Performance Assessment and Construction of Compactly Supported Dual Windows for B-spline and Exponential B-spline Gabor Frames

Imagine you have a giant, complex puzzle representing a piece of music or a photograph. To solve it (or reconstruct it), you need a set of tools. In the world of signal processing, these tools are called Gabor Frames.

Think of a Gabor Frame as a specific way of breaking down a signal into tiny, overlapping pieces (like a mosaic) so you can analyze or store it. To put the puzzle back together perfectly, you need a matching set of "reconstruction tools" called Dual Windows.

Here is the problem the paper tackles:
The "perfect" reconstruction tool (called the Canonical Dual) exists mathematically, but it's like a tool that stretches on forever. It's infinitely long. If you try to use it on a computer, it's slow, messy, and requires infinite memory. It's like trying to use a ruler that is as long as the universe to measure your kitchen counter.

The authors of this paper asked: "Can we build a reconstruction tool that is short, compact, and easy to use, but still works almost as well as the perfect one?"

The Main Idea: Building Short, Efficient Tools

The researchers focused on two types of "generators" (the base shapes used to make the puzzle pieces):

B-splines: These are like smooth, bell-shaped curves made of polynomials.

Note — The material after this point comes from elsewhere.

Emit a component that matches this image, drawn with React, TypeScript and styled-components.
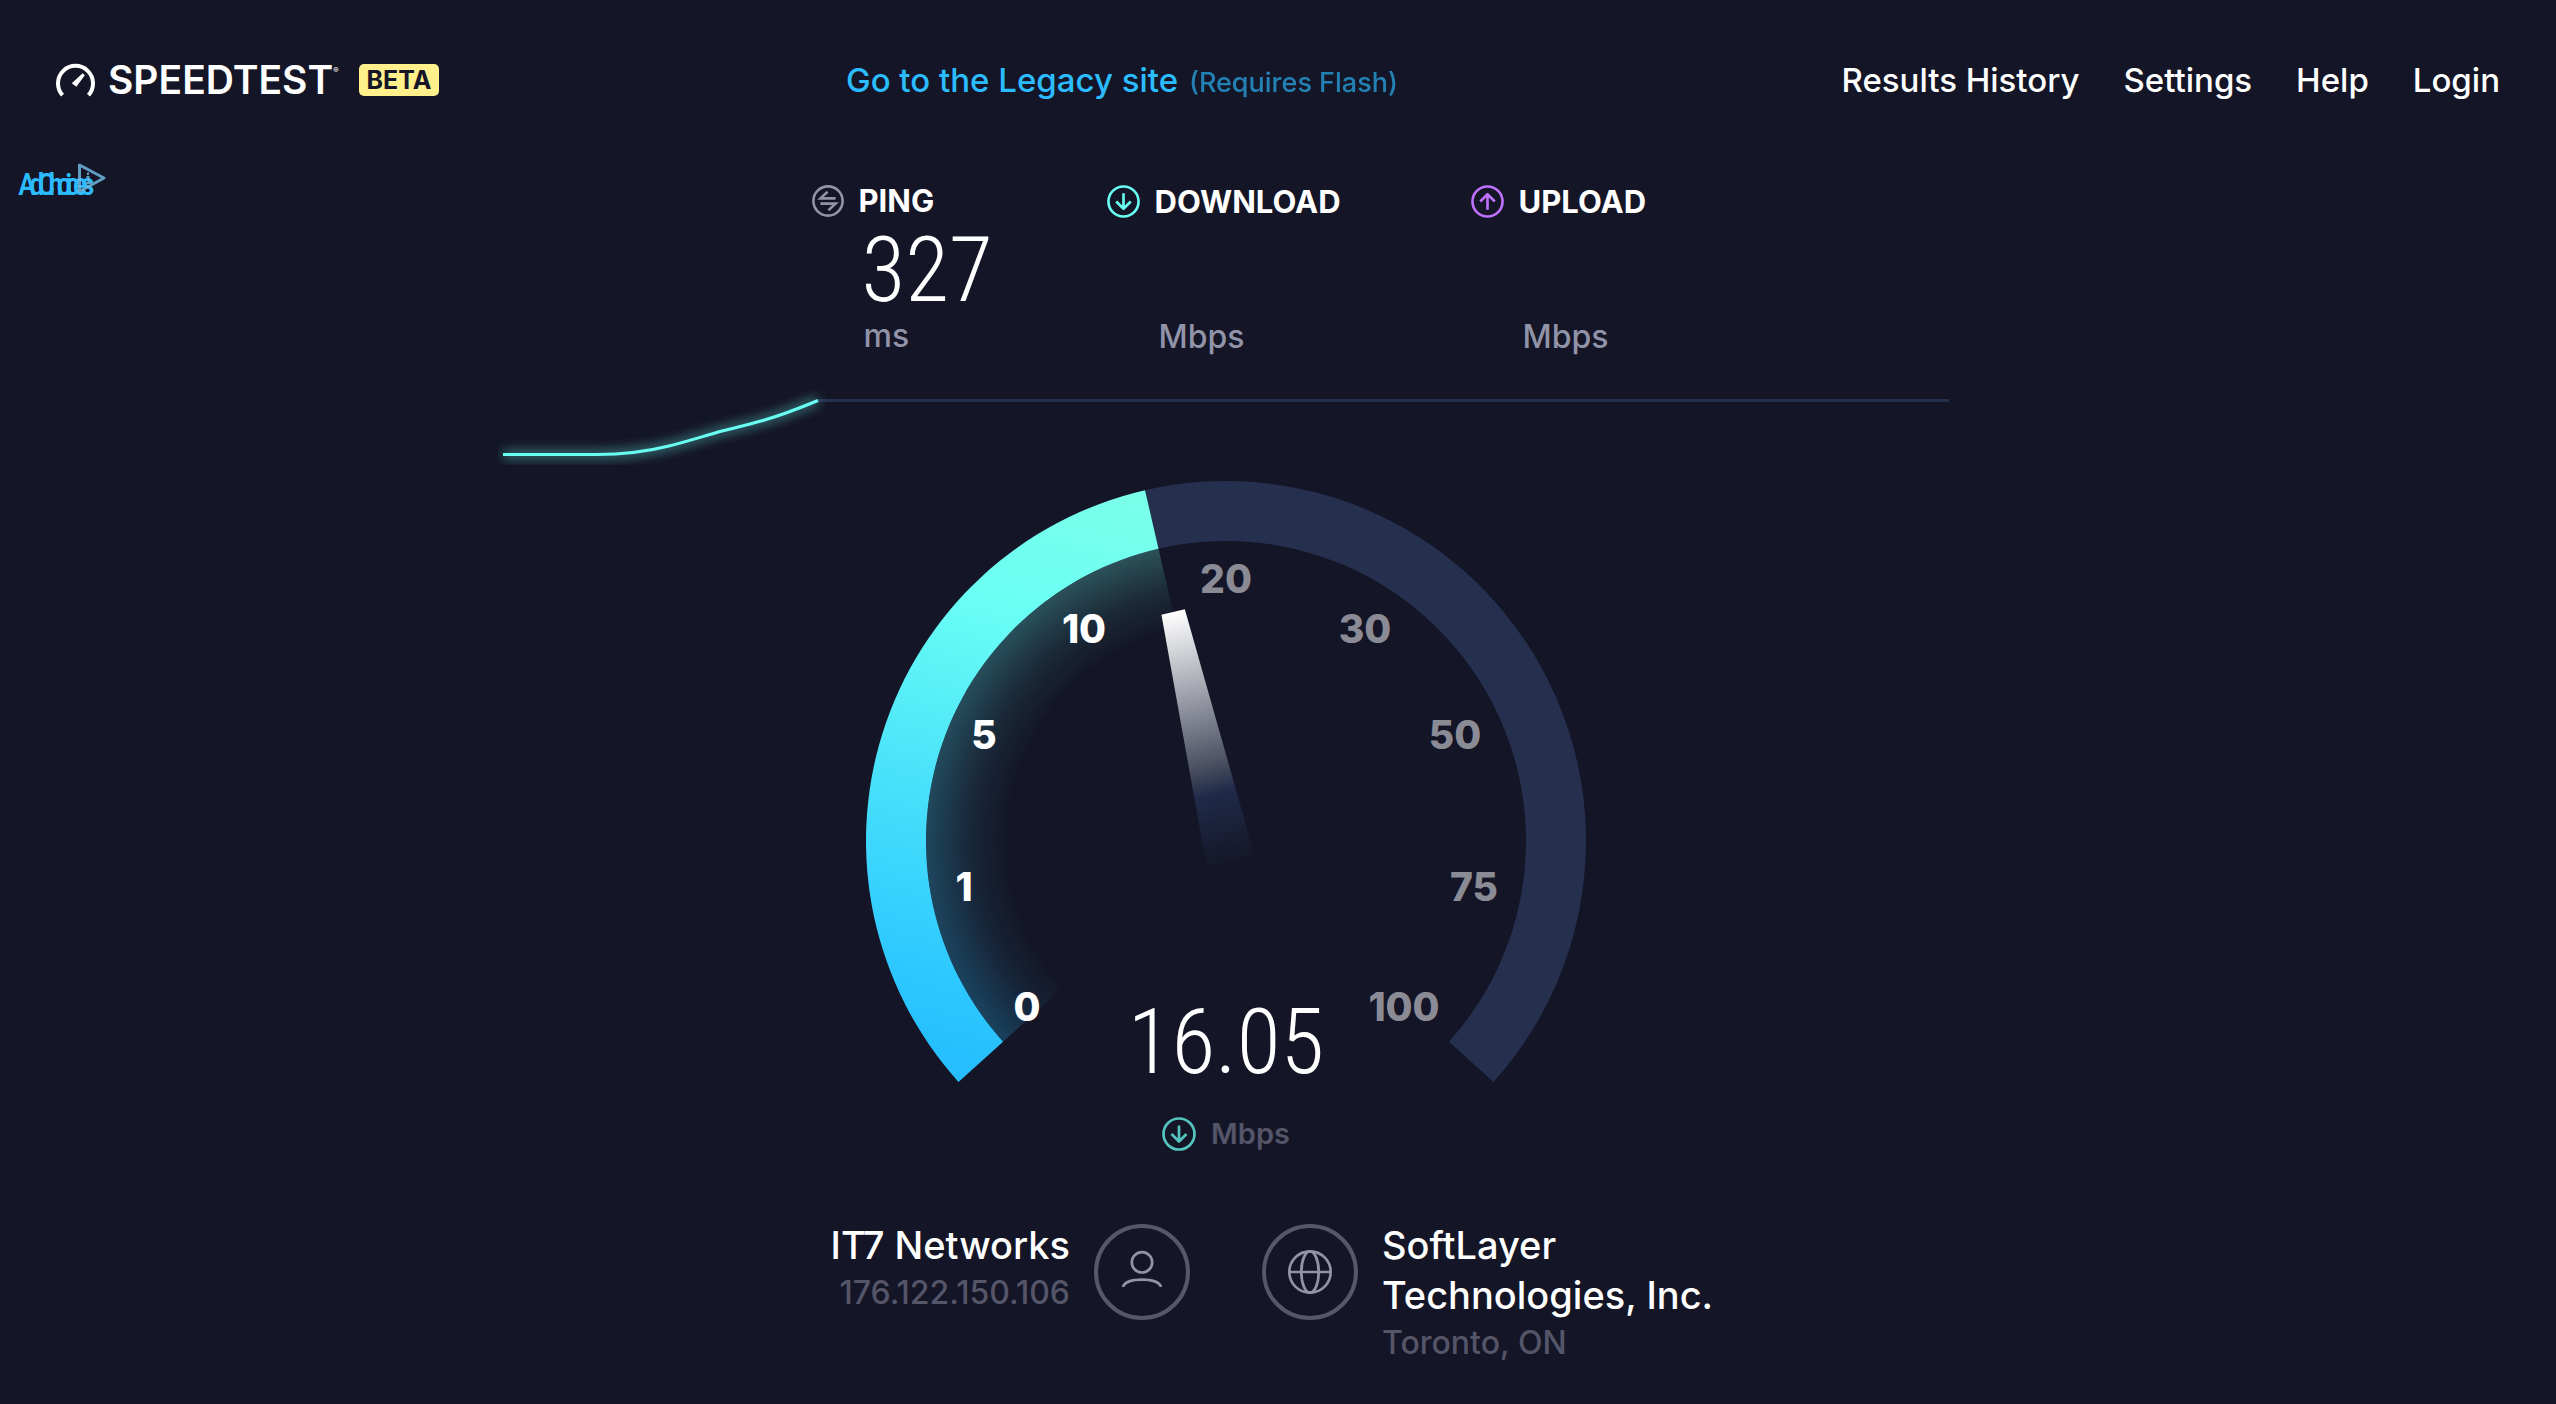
import React from "react";
import styled, { createGlobalStyle } from "styled-components";

const colors = {
  page: "#141526",
  text: "#ffffff",
  muted: "#9193a8",
  dim: "#545569",
  ring: "#56576b",
  link: "#2bbcff",
  track: "#25304f",
  tickOff: "#8b8b95",
  download: "#6afff3",
  upload: "#bf71ff",
};

const GlobalStyle = createGlobalStyle`
  * { box-sizing: border-box; }
  body {
    margin: 0;
    background: ${colors.page};
    color: ${colors.text};
    font-family: Inter, "Liberation Sans", sans-serif;
    font-weight: 500;
  }
  a { color: inherit; text-decoration: none; }
  svg { display: block; flex: none; }
`;

const Header = styled.header`
  display: grid;
  grid-template-columns: 32fr 67fr;
  align-items: center;
  height: 160px;
  padding: 0 56px;
`;

const Brand = styled.a`
  display: flex;
  align-items: center;
`;

const BrandName = styled.span`
  display: flex;
  margin-left: 12px;
  font-size: 39px;
  line-height: 40px;
  font-weight: 600;
`;

const Registered = styled.sup`
  font-size: 8px;
  line-height: 20px;
`;

const Badge = styled.span`
  margin-left: 20px;
  padding: 0 8px;
  border-radius: 5px;
  background: #fff08c;
  color: ${colors.page};
  font-size: 25px;
  line-height: 32px;
  font-weight: 700;
`;

const HeaderLinks = styled.div`
  display: flex;
  justify-content: space-between;
  align-items: baseline;
  padding-top: 2px;
`;

const LegacyLink = styled.a`
  color: ${colors.link};
  font-size: 33px;
  line-height: 40px;
`;

const LegacyNote = styled.span`
  margin-left: 2px;
  font-size: 27px;
  opacity: 0.65;
`;

const Nav = styled.nav`
  display: flex;
  gap: 44px;
  font-size: 33px;
  line-height: 40px;
`;

const Body = styled.div`
  display: grid;
  grid-template-columns: 104px minmax(0, 1fr) 208px;
`;

const AdChoices = styled.a`
  position: relative;
  display: block;
  align-self: start;
  height: 40px;
  padding-left: 18px;
  white-space: nowrap;
  color: ${colors.link};
  font-family: "Roboto Condensed", Roboto, sans-serif;
  font-size: 31px;
  line-height: 50px;
  font-weight: 500;
`;

const AdLetter = styled.span`
  display: inline-block;
  margin-right: -7px;
`;

const AdIcon = styled.svg`
  position: absolute;
  left: 77px;
  top: 2px;
`;

const Stage = styled.main`
  display: flex;
  flex-direction: column;
  align-items: center;
  padding-top: 25px;
`;

const Metrics = styled.section`
  display: grid;
  grid-template-columns: 295px 364px 170px;
`;

const MetricTitle = styled.h2`
  display: flex;
  align-items: center;
  gap: 15px;
  margin: 0;
  font-size: 31px;
  line-height: 32px;
  font-weight: 700;
`;

const BigNumber = styled.div`
  font-family: "Roboto Condensed", Roboto, sans-serif;
  font-size: 90px;
  line-height: 80px;
  font-weight: 300;
`;

const MetricValue = styled(BigNumber)`
  height: 99px;
  padding: 14px 0 0 50px;
`;

const MetricUnit = styled.div`
  padding-left: 52px;
  color: ${colors.muted};
  font-size: 32px;
  line-height: 40px;
`;

const Graph = styled.svg`
  width: 1456px;
  max-width: 100%;
  height: 80px;
  margin-top: 28px;
`;

const Gauge = styled.section`
  position: relative;
  width: 720px;
  height: 602px;
  margin-top: 16px;
`;

const Tick = styled.span<{ $x: number; $y: number; $on: boolean }>`
  position: absolute;
  left: ${(p) => p.$x}px;
  top: ${(p) => p.$y}px;
  transform: translate(-50%, -50%);
  color: ${(p) => (p.$on ? colors.text : colors.tickOff)};
  font-size: 39px;
  line-height: 40px;
  font-weight: 800;
`;

const Reading = styled(BigNumber)`
  position: absolute;
  left: 0;
  right: 0;
  bottom: 0;
  text-align: center;
`;

const ReadingUnit = styled.div`
  display: flex;
  align-items: center;
  gap: 15px;
  margin-top: 31px;
  color: ${colors.dim};
  font-size: 29px;
  line-height: 40px;
  font-weight: 600;

  svg { opacity: 0.75; }
`;

const Hosts = styled.footer`
  display: grid;
  grid-template-columns: 1fr 1fr;
  gap: 72px;
  align-self: stretch;
  margin-top: 66px;
`;

const Host = styled.div<{ $reverse?: boolean }>`
  display: flex;
  flex-direction: ${(p) => (p.$reverse ? "row-reverse" : "row")};
  gap: 24px;
  text-align: ${(p) => (p.$reverse ? "right" : "left")};

  svg { margin-top: 4px; }
`;

const HostName = styled.div`
  max-width: 360px;
  font-size: 38px;
  line-height: 50px;
`;

const HostDetail = styled.div`
  color: ${colors.dim};
  font-size: 32px;
  line-height: 46px;
`;

const CENTER = 360;
const OUTER = 360;
const INNER = 300;
const GLOW = 215;
const START = -132;
const END = 132;
const NEEDLE = -13;

function point(radius: number, angle: number) {
  const a = (angle * Math.PI) / 180;
  return `${(CENTER + radius * Math.sin(a)).toFixed(2)} ${(CENTER - radius * Math.cos(a)).toFixed(2)}`;
}

function band(outer: number, inner: number, from: number, to: number) {
  const large = to - from > 180 ? 1 : 0;
  return [
    `M${point(outer, from)}`,
    `A${outer} ${outer} 0 ${large} 1 ${point(outer, to)}`,
    `L${point(inner, to)}`,
    `A${inner} ${inner} 0 ${large} 0 ${point(inner, from)}`,
    "Z",
  ].join(" ");
}

const ticks = [
  { label: "0", x: 161, y: 526, on: true },
  { label: "1", x: 98, y: 406, on: true },
  { label: "5", x: 118, y: 254, on: true },
  { label: "10", x: 218, y: 148, on: true },
  { label: "20", x: 360, y: 98, on: false },
  { label: "30", x: 499, y: 148, on: false },
  { label: "50", x: 589, y: 254, on: false },
  { label: "75", x: 608, y: 406, on: false },
  { label: "100", x: 538, y: 526, on: false },
];

function LogoMark() {
  return (
    <svg width="40" height="36" viewBox="0 0 40 36" aria-hidden="true">
      <path d="M6.6 33.2A17.5 17.5 0 1 1 32.4 33.2" fill="none" stroke="#fff" strokeWidth="4" />
      <path d="M26.6 11.2 28.8 13.2 20.4 24.8 15.8 21.2Z" fill="#fff" />
    </svg>
  );
}

function PingIcon() {
  return (
    <svg width="32" height="32" viewBox="0 0 32 32" fill="none" stroke={colors.muted} strokeWidth="2.6" aria-hidden="true">
      <circle cx="16" cy="16" r="14.6" />
      <path d="M15.6 6.8 8.4 13.4H23.6M8.4 18.6H23.6L16.4 25.2" />
    </svg>
  );
}

function ArrowIcon({ color, up, size = 33 }: { color: string; up?: boolean; size?: number }) {
  return (
    <svg width={size} height={size} viewBox="0 0 34 34" fill="none" stroke={color} strokeWidth="2.7" aria-hidden="true">
      <circle cx="17" cy="17" r="15.5" />
      <path
        d={up ? "M17 25.5V10M9.5 17 17 9.5 24.5 17" : "M17 8.5V24M9.5 17 17 24.5 24.5 17"}
        strokeLinejoin="round"
      />
    </svg>
  );
}

function UserIcon() {
  return (
    <svg width="96" height="96" viewBox="0 0 96 96" fill="none" stroke={colors.muted} strokeWidth="2.7" aria-hidden="true">
      <circle cx="48" cy="48" r="46" stroke={colors.ring} strokeWidth="4" />
      <circle cx="48" cy="38.3" r="10.2" />
      <path d="M29.3 63V62C31.5 57.5 39 55.6 48 55.6S64.5 57.5 66.7 62V63" />
    </svg>
  );
}

function GlobeIcon() {
  return (
    <svg width="96" height="96" viewBox="0 0 96 96" fill="none" stroke={colors.muted} strokeWidth="2.7" aria-hidden="true">
      <circle cx="48" cy="48" r="46" stroke={colors.ring} strokeWidth="4" />
      <circle cx="48" cy="48" r="20.7" />
      <ellipse cx="48" cy="48" rx="8.7" ry="20.7" />
      <path d="M27.5 48H68.5" />
    </svg>
  );
}

function SpeedGraph() {
  const curve = "M5 69.5H99C123 69.5 147 67 171 61C189 56.5 206 51 224 46C238 42.5 251 39.5 265 35.5C284 30 302 23 320 15.5";
  return (
    <Graph viewBox="0 0 1456 80" role="img" aria-label="Download speed over time">
      <defs>
        <filter id="glow" x="-10%" y="-60%" width="120%" height="220%">
          <feGaussianBlur stdDeviation="6" />
        </filter>
      </defs>
      <path d="M320 15.5H1451" stroke={colors.track} strokeWidth="3" />
      <path d={curve} fill="none" stroke={colors.download} strokeWidth="7" opacity="0.5" filter="url(#glow)" />
      <path d={curve} fill="none" stroke={colors.download} strokeWidth="3" />
    </Graph>
  );
}

function GaugeDial() {
  return (
    <svg width="720" height="602" viewBox="0 0 720 602" role="img" aria-label="Speed gauge">
      <defs>
        <linearGradient id="value" gradientUnits="userSpaceOnUse" x1="120" y1="600" x2="270" y2="20">
          <stop offset="0" stopColor="#25bdff" />
          <stop offset="0.15" stopColor="#2dc8ff" />
          <stop offset="0.42" stopColor="#46defb" />
          <stop offset="0.78" stopColor="#6afff4" />
          <stop offset="1" stopColor="#7affea" />
        </linearGradient>
        <radialGradient id="fade" gradientUnits="userSpaceOnUse" cx={CENTER} cy={CENTER} r={INNER}>
          <stop offset={GLOW / INNER} stopColor="#fff" stopOpacity="0" />
          <stop offset="0.85" stopColor="#fff" stopOpacity="0.09" />
          <stop offset="1" stopColor="#fff" stopOpacity="0.26" />
        </radialGradient>
        <mask id="inner">
          <circle cx={CENTER} cy={CENTER} r={INNER} fill="url(#fade)" />
        </mask>
        <linearGradient id="needle" gradientUnits="userSpaceOnUse" x1="360" y1="125" x2="360" y2="388">
          <stop offset="0" stopColor="#ffffff" />
          <stop offset="0.62" stopColor="#43495c" />
          <stop offset="0.71" stopColor="#1f2a48" />
          <stop offset="1" stopColor="#1f2a48" stopOpacity="0" />
        </linearGradient>
      </defs>
      <path d={band(OUTER, INNER, NEEDLE, END)} fill={colors.track} />
      <path d={band(INNER, GLOW, START, NEEDLE)} fill="url(#value)" mask="url(#inner)" />
      <path d={band(OUTER, INNER, START, NEEDLE)} fill="url(#value)" />
      <path
        d="M348 125H372L385 388H335Z"
        fill="url(#needle)"
        transform={`rotate(${NEEDLE} ${CENTER} ${CENTER})`}
      />
    </svg>
  );
}

export default function App() {
  return (
    <>
      <GlobalStyle />
      <Header>
        <Brand href="#home">
          <LogoMark />
          <BrandName>
            SPEEDTEST<Registered>®</Registered>
          </BrandName>
          <Badge>BETA</Badge>
        </Brand>
        <HeaderLinks>
          <LegacyLink href="#legacy">
            Go to the Legacy site <LegacyNote>(Requires Flash)</LegacyNote>
          </LegacyLink>
          <Nav>
            <a href="#results">Results History</a>
            <a href="#settings">Settings</a>
            <a href="#help">Help</a>
            <a href="#login">Login</a>
          </Nav>
        </HeaderLinks>
      </Header>

      <Body>
        <AdChoices href="#adchoices">
          {"AdChoices".split("").map((letter, i) => (
            <AdLetter key={i}>{letter}</AdLetter>
          ))}
          <AdIcon width="30" height="32" viewBox="0 0 30 32" fill="none" stroke="#6fb4de" aria-hidden="true">
            <path d="M2.5 3 27 16 2.5 29.5Z" strokeWidth="3" strokeLinejoin="round" opacity="0.85" />
            <path d="M11 10.5V13M9.5 15H11.500V21M9 21H14" strokeWidth="2" opacity="0.85" />
          </AdIcon>
        </AdChoices>

        <Stage>
          <Metrics>
            <div>
              <MetricTitle>
                <PingIcon />
                PING
              </MetricTitle>
              <MetricValue>327</MetricValue>
              <MetricUnit>ms</MetricUnit>
            </div>
            <div>
              <MetricTitle>
                <ArrowIcon color={colors.download} />
                DOWNLOAD
              </MetricTitle>
              <MetricValue />
              <MetricUnit>Mbps</MetricUnit>
            </div>
            <div>
              <MetricTitle>
                <ArrowIcon color={colors.upload} up />
                UPLOAD
              </MetricTitle>
              <MetricValue />
              <MetricUnit>Mbps</MetricUnit>
            </div>
          </Metrics>

          <SpeedGraph />

          <Gauge>
            <GaugeDial />
            {ticks.map((t) => (
              <Tick key={t.label} $x={t.x} $y={t.y} $on={t.on}>
                {t.label}
              </Tick>
            ))}
            <Reading>16.05</Reading>
          </Gauge>
          <ReadingUnit>
            <ArrowIcon color={colors.download} size={34} />
            Mbps
          </ReadingUnit>

          <Hosts>
            <Host $reverse>
              <UserIcon />
              <div>
                <HostName>IT7 Networks</HostName>
                <HostDetail>176.122.150.106</HostDetail>
              </div>
            </Host>
            <Host>
              <GlobeIcon />
              <div>
                <HostName>SoftLayer Technologies, Inc.</HostName>
                <HostDetail>Toronto, ON</HostDetail>
              </div>
            </Host>
          </Hosts>
        </Stage>
      </Body>
    </>
  );
}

They are the "standard" building blocks in math.
Exponential B-splines: These are similar, but they are shaped to handle signals that fade away quickly (like a sound that dies out or a signal that decays). Think of them as the "specialized" building blocks for specific jobs.

The team developed a recipe to create Dual Windows that are compactly supported.

Analogy: Imagine the "perfect" tool is a giant, heavy chain that covers the whole ocean. The new tools they built are like fishing nets. They are short, light, and only cover the specific area you need. Because they are short, computers can process them incredibly fast.

How They Did It

They used a few clever mathematical tricks:

The "Partition of Unity" Trick: They ensured their building blocks fit together perfectly like a jigsaw puzzle where the pieces sum up to exactly 1. This makes the math much easier.
Mixing and Matching: They took existing tools and mixed them together in specific ways (like a recipe) to create new, shorter tools.
Iterative Tweaking: They started with a known good tool and made small adjustments to it to see if they could make it even better or shorter without breaking the math.

The Experiments: Testing the Tools

To see if their new "short tools" actually worked, they ran two types of tests:

1. The Audio Test (1D Signals)
They took standard test sounds (like a block of noise, a bump in a wave, or a chirping sound) and tried to reconstruct them using their new short tools.

The Result: The short tools worked almost perfectly. The error (the difference between the original sound and the reconstructed sound) was so tiny it was practically zero. In some cases, the new "short" tools were even slightly better than the old "infinite" ones for specific types of sounds.

2. The Image Test (2D Pictures)
They took famous test images (like "Lena" or "Cameraman") and tried to rebuild them using a grid of these tools.

The Result: The images came back looking exactly the same. The "infinite" tool was mathematically perfect, but the "short" tools were so close to perfect that the human eye couldn't tell the difference. The "Exponential" tools (the specialized ones) were particularly good at handling the images.

Why This Matters

In the real world, computers have limited memory and processing power. You can't use an "infinite" tool.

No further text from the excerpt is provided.